How much are they? here's me being blonde but how do i know what kind of engine i have??


----------



## LIUSPEED (May 29, 2002)

i think you have the 1.6 unless im mistaken.. it the 2.0 liter.. the pully go about 168 if we get more than 15 people. check on classifieds.


----------



## Teknokid (Jun 1, 2002)

Are you sure your 200sx is not a SE R?? Cause if it is, then it has the SR20 engine. If not has the GA16DE engine.


----------



## sethwas (Apr 30, 2002)

Well,
The easiest way to tell your engine is to look at your speedo. If it only goes to 130, it's the smaller engine. If it goes to 150 it's the bigger one. Unless your car was previously owned by me and I switched the speedos...

Seth


----------



## Guest (Jul 17, 2002)

IMO. if your too cheap to pay for higher octane fuel, you shouldn't even consider making your car peform better. tweaking automobiles is an expensive hobby and good fuel is just the beginning. sure i run 87 in my sr20 but i don't have a single thing done to the motor either. i'll be switching over to 93 eventually and i'll probaly leave the timing alone for a while too.


----------



## Overlooked (Jul 10, 2002)

The best MOD for the money was the Jim Wolf ECU


----------



## rios (Jun 10, 2002)

FastRedB14 said:


> *IMO. if your too cheap to pay for higher octane fuel, you shouldn't even consider making your car peform better. tweaking automobiles is an expensive hobby and good fuel is just the beginning. sure i run 87 in my sr20 but i don't have a single thing done to the motor either. i'll be switching over to 93 eventually and i'll probaly leave the timing alone for a while too. *


here here!
guys, she has a ga16de. her car is a 200sx se, not se r. its says so right under her name.


----------



## Guest (Jul 18, 2002)

i didn't mean that she needs to run 93 because she has an sr20. hell i have 93 octance in my 120hp sunfire right now. what i'm saying is, is that if you have 700+ dollars for an ECU then I think you can afford to splurge a little on the cleaner burning fuel.


----------



## rios (Jun 10, 2002)

thats what i was agreing with you on, fastredb14. no harm done


----------



## Gimp (Jun 9, 2002)

The cheapest, EASIEST modification you can do YOURSELF. Add a new airfilter or air intake. Go to almost ANY autoparts store and ask the gentleman for a K&N air filter for you car. All it requires is taking your old air filter out and putting your new one in. Around $50...depending on the store.

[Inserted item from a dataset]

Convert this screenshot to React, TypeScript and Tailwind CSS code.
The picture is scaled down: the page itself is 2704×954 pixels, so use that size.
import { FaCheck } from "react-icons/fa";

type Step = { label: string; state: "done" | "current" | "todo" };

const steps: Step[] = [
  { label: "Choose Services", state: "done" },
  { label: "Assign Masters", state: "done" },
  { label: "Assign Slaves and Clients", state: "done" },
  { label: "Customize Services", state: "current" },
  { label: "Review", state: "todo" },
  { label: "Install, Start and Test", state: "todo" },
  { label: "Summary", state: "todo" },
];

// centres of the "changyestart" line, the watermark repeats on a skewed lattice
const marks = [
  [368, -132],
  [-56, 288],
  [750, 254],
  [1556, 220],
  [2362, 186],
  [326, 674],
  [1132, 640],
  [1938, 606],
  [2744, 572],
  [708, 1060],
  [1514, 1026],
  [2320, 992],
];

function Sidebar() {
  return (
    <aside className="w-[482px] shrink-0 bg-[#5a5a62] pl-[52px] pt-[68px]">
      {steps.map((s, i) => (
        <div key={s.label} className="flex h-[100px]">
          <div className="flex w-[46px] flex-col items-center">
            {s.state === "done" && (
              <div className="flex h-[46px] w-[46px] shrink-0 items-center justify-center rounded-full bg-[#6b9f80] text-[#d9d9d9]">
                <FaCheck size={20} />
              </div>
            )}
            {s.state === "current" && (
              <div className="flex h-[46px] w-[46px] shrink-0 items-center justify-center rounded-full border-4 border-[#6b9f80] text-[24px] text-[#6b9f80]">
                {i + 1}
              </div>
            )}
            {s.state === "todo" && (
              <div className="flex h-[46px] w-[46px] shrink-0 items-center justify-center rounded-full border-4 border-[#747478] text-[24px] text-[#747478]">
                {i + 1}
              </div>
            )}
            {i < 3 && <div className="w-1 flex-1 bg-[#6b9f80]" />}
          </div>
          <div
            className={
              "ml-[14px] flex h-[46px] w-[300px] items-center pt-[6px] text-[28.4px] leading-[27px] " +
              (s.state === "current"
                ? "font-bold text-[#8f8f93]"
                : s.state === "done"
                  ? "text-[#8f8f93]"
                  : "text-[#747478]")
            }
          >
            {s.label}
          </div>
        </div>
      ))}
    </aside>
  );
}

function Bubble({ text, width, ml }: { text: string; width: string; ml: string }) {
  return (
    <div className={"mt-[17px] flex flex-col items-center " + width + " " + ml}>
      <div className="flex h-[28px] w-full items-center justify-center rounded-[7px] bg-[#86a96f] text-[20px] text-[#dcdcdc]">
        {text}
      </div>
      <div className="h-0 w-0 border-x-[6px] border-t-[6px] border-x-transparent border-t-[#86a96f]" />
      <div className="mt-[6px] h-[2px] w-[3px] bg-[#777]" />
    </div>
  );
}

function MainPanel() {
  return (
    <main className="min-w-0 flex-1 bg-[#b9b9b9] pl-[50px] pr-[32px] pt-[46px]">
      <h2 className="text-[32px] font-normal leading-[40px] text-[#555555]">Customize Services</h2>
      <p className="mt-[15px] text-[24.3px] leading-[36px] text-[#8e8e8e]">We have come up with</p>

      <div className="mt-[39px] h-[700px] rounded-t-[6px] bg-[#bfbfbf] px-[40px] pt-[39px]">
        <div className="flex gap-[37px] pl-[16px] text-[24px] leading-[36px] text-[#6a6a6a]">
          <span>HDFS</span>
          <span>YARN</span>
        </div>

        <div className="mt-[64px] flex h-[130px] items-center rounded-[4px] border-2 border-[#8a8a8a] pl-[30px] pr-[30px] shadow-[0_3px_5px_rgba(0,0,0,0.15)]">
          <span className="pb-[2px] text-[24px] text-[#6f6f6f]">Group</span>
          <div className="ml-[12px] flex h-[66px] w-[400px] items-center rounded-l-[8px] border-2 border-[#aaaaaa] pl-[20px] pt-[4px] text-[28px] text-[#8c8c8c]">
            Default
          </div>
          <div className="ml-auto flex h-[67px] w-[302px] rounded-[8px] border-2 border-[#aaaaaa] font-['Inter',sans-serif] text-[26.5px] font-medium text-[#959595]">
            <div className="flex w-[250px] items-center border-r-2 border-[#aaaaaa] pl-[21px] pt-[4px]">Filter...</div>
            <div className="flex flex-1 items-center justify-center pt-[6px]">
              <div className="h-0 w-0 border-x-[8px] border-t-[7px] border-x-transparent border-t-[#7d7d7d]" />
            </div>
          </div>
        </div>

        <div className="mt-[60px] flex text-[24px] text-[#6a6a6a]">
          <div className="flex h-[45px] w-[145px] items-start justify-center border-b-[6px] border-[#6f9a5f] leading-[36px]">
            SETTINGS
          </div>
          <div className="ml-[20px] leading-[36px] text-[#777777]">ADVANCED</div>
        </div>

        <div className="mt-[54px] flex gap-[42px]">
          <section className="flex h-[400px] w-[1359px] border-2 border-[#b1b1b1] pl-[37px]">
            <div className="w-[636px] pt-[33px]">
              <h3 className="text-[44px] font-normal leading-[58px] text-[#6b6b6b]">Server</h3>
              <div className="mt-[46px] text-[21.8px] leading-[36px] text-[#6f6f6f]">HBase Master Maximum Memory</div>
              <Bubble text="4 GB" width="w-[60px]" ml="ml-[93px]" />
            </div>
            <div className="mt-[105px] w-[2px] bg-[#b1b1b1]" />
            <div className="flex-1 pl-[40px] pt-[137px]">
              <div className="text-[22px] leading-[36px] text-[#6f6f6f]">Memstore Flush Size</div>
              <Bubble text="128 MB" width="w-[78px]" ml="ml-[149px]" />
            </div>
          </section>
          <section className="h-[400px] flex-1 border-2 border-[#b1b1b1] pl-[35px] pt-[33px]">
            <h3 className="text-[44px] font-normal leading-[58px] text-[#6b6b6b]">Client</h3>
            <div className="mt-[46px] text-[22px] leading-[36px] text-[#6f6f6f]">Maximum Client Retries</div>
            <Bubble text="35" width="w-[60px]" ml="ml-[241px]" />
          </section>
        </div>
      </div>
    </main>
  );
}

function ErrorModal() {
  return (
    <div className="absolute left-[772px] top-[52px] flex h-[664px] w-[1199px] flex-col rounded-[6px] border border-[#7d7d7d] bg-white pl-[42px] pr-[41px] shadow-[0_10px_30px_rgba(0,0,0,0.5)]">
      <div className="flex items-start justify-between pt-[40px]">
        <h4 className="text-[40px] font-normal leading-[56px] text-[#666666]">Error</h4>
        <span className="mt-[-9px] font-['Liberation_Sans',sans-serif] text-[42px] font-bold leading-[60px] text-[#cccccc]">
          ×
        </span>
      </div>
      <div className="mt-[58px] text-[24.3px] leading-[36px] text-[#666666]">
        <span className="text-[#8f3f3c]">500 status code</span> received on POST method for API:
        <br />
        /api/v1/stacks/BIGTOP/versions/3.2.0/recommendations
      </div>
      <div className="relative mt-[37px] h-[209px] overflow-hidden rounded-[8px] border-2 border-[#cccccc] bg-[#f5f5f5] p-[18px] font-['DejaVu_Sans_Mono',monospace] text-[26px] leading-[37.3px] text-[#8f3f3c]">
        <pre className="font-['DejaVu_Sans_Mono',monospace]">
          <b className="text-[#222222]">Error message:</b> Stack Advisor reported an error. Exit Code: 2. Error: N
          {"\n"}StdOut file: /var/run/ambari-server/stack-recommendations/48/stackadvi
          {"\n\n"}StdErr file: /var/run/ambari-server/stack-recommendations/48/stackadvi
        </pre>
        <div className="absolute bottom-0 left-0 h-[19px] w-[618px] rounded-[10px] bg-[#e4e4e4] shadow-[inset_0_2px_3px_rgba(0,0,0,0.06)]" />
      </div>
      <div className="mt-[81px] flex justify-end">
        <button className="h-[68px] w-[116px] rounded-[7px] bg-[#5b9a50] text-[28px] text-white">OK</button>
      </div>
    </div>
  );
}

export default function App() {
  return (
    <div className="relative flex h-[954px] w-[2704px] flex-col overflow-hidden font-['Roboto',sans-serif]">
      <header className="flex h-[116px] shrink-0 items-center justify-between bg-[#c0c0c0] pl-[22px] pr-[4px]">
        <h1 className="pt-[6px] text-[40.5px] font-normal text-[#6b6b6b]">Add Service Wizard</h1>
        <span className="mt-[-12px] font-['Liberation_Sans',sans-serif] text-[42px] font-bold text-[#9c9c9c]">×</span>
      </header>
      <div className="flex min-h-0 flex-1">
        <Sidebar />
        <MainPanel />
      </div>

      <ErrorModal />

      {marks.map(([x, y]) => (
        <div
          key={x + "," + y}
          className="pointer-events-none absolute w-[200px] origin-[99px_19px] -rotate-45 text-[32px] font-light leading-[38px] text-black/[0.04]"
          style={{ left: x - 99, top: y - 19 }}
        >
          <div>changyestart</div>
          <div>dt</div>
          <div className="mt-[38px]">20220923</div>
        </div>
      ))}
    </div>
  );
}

OR find a place to buy a Cold Air intake from Place racing or Hot Shot, then new headers, full catback exhaust, spark plug wires, light weight wheels, carbon fiber hood. That might make the little sucker faster. A bit pricier though.


----------



## PoisonIV (May 20, 2002)

Teknokid said:


> *Are you sure your 200sx is not a SE R?? Cause if it is, then it has the SR20 engine.  If not has the GA16DE engine. *


Uh I think I know what kind of freak'n car I have. Don't insult me.


----------



## PoisonIV (May 20, 2002)

FastRedB14 said:


> *IMO. if your too cheap to pay for higher octane fuel, you shouldn't even consider making your car peform better. tweaking automobiles is an expensive hobby and good fuel is just the beginning. sure i run 87 in my sr20 but i don't have a single thing done to the motor either. i'll be switching over to 93 eventually and i'll probaly leave the timing alone for a while too. *


Too cheap? How bout high octane is a waste of money unless you actually have a high performance vehicle like a viper. so get over it. ok so I"m in a bad mood yeah. Boys always assume girls are stupid about cars. I"m not too knowledged about Japanese cars and I"m learning. give me credit for that


----------



## PoisonIV (May 20, 2002)

Timbo said:


> *The cheapest, EASIEST modification you can do YOURSELF. Add a new airfilter or air intake. Go to almost ANY autoparts store and ask the gentleman for a K&N air filter for you car. All it requires is taking your old air filter out and putting your new one in. Around $50...depending on the store.
> 
> OR find a place to buy a Cold Air intake from Place racing or Hot Shot, then new headers, full catback exhaust, spark plug wires, light weight wheels, carbon fiber hood. That might make the little sucker faster. A bit pricier though.  *


This I already have. Love it too. Makes the car sound totally diff.


----------



## Gimp (Jun 9, 2002)

WildGirl said:


> *
> 
> Too cheap? How bout high octane is a waste of money unless you actually have a high performance vehicle like a viper. so get over it. ok so I"m in a bad mood yeah. Boys always assume girls are stupid about cars. I"m not too knowledged about Japanese cars and I"m learning. give me credit for that *


YOU GO GIRL!!!! Finally a girl that's not scared to work on her car!! AMEN!!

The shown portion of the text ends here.